Simplification and controlling state spending, as well as a more favorable regulatory environment are solutions that breed confidence for businesses, consumers, and international firms, said Chris Ball, director of the Central European Institute at Quinnipiac University.
"International businesses are paying attention to the negative fiscal news in the state and are making decisions based on that," said Ball.
"We have to make Connecticut a much more appealing state by solving these challenges."
"We have enormous economic opportunity. Take a look at our manufacturing, bioscience, and financial service firms with our number one in the country productive workforce," Gioia noted.
"We're the envy of every state in country and every country in the world. We're an all-star hitter, but we are in a batting slump and that is due to self-inflicted wounds."
Recruiting, Retaining the Next Generation
Connecticut is losing population, including young professionals and recent college graduates, with net out-migration reaching almost 30,000 last year.
"The best people you want to retain are also the people with the most ability to leave," said Ball. "It is about reforming our systems."
"People don't want to leave. There's fantastic companies, people, and opportunities here. We just cannot afford to drive them away."

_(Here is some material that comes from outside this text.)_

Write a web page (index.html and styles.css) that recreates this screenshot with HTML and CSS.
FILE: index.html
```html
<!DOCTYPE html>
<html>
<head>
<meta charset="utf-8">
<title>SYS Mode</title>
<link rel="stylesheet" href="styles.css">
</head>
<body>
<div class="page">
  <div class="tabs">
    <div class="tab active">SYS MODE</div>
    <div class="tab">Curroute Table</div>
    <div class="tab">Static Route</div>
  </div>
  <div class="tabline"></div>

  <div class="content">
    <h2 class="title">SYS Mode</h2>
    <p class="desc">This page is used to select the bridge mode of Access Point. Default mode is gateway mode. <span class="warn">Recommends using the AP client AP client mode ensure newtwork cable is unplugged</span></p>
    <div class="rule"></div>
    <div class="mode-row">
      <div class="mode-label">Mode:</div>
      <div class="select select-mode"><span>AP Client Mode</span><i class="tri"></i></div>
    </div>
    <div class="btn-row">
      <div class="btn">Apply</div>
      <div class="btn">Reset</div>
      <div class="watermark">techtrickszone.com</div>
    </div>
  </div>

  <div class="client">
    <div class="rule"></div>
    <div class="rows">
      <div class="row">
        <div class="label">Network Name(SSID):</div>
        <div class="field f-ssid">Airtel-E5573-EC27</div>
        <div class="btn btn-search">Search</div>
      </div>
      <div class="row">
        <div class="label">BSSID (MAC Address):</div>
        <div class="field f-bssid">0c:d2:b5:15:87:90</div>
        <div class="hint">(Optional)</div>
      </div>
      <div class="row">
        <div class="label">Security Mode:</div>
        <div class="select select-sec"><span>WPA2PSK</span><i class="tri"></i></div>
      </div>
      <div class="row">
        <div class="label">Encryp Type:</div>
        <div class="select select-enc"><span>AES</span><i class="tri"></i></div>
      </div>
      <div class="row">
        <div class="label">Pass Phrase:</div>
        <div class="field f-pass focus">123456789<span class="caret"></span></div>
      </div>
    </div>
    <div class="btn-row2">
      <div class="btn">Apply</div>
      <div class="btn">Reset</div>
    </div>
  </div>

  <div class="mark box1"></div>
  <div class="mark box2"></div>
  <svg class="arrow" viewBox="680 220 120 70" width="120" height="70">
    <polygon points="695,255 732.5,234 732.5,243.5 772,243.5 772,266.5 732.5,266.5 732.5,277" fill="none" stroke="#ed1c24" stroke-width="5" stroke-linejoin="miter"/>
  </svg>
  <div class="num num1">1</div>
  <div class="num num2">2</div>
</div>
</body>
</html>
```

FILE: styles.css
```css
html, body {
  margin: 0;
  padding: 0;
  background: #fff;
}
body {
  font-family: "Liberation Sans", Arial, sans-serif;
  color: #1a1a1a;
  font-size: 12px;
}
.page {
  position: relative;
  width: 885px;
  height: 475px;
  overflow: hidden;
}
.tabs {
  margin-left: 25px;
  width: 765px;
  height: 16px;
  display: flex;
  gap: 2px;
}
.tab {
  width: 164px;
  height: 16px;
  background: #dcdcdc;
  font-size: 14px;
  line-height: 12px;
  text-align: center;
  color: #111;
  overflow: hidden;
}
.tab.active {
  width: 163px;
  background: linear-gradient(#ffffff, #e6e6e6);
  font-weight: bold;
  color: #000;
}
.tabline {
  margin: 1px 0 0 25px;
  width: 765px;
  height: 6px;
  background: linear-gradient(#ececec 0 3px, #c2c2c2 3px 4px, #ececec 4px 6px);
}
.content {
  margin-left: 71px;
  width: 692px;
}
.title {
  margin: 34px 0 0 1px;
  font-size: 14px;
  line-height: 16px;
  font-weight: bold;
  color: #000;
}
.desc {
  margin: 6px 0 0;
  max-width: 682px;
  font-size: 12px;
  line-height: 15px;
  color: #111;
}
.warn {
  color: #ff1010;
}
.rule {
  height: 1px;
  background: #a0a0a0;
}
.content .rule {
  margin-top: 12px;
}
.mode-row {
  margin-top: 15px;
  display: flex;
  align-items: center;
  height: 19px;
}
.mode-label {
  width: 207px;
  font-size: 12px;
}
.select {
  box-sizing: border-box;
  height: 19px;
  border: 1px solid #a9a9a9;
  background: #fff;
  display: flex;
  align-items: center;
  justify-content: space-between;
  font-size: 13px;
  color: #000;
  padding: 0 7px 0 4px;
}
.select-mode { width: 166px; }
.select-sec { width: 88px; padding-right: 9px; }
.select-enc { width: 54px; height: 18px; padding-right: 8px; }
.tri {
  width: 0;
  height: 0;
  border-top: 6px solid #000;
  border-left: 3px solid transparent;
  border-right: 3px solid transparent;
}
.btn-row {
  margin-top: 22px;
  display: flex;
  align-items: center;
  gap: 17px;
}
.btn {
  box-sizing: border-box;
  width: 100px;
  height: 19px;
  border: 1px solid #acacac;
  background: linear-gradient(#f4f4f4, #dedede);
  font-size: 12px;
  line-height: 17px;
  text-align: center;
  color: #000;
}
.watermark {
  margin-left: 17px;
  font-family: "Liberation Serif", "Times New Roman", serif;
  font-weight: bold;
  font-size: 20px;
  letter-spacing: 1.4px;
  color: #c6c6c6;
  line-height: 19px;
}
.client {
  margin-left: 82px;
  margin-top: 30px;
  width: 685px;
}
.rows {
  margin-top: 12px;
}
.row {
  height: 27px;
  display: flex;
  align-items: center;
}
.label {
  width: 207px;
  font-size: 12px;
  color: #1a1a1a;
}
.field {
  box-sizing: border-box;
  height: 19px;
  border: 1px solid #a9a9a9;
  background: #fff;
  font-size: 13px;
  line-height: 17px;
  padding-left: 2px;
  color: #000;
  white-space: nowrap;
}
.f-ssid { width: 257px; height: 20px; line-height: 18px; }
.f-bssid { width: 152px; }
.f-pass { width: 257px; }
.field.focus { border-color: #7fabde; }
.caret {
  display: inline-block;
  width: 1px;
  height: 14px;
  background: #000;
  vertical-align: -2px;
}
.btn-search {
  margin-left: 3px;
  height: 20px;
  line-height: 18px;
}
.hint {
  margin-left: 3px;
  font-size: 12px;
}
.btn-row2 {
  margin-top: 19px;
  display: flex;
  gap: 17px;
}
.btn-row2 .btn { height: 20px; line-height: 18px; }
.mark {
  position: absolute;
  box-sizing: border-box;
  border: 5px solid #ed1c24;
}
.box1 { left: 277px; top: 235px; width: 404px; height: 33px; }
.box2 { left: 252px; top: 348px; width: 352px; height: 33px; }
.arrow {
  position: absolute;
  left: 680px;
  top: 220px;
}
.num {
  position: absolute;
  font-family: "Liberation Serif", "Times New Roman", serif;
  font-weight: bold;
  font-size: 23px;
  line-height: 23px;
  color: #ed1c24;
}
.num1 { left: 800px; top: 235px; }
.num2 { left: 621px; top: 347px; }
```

"You have a very highly-educated and skilled workforce in Connecticut, but without the opportunities that match those skills, they move to other states," said Crane.
"Affordability is certainly a concern. Young people starting their careers are not able to buy houses, despite the fact that housing prices are not growing, because they're still expensive. They prefer instead to move elsewhere."
People don't want to leave. There's fantastic companies, people, and opportunities here. We just cannot afford to drive them away.
"The multipliers in the manufacturing sector are profound. It is non-negotiable that we preserve this employment base," said Klepper-Smith.
"Look at what manufacturing means to Connecticut. We need to have in order, front and center: an economic development strategy that long term preserves those manufacturing jobs."
Unfortunately, tax increases prevent smaller, unincorporated manufacturers from making the necessary investments, from hiring workers to purchasing new technologies to remain competitive.
"Manufacturers are looking for assistance in job training so they can hire more effectively," Gioia said.
"They are looking for relief in some areas, like better transportation and regulatory relief."
The U.S. Outlook
Summit speakers also debated the Trump administration' s impact on the state and U.S. economies.
"Six months ago, I would have said exactly what you said—it needs to be certain and predictable. And yet that's the last thing we have at the federal level," said Ball.
"There are both upsides and downsides as a result of Trump's presidency. The financial sector is poised to grow," said Crane.
"If the administration and Congress are able to repeal the regulations that have held back stronger growth, that will bode well for one of the largest industries in Connecticut."
Crane explained that, "higher defense spending will bode well for Connecticut's aerospace and shipbuilding industries, which would be great for very high-wage jobs."
"On the other hand, if this is paired with large discretionary cuts, Connecticut is not in a place where they can match or fill the hole left by cuts to services."
Ball warned that the U.S. has not in recent years taken a leadership as a top destination for international businesses to establish roots and expand.
"There are simple things the Trump administration could do in terms of reaching out to countries, build better relations, create bilateral trade deals, and also improve their ability to come to this country with visa waiver programs," he said.
"It really boils down to that one word: confidence. Investor confidence, business confidence, consumer confidence," Klepper-Smith added.
"The question is can we sustain that momentum? To get to the scenario of 2.5%-3% [U.S.] growth, you have to seek a continuation of that confidence."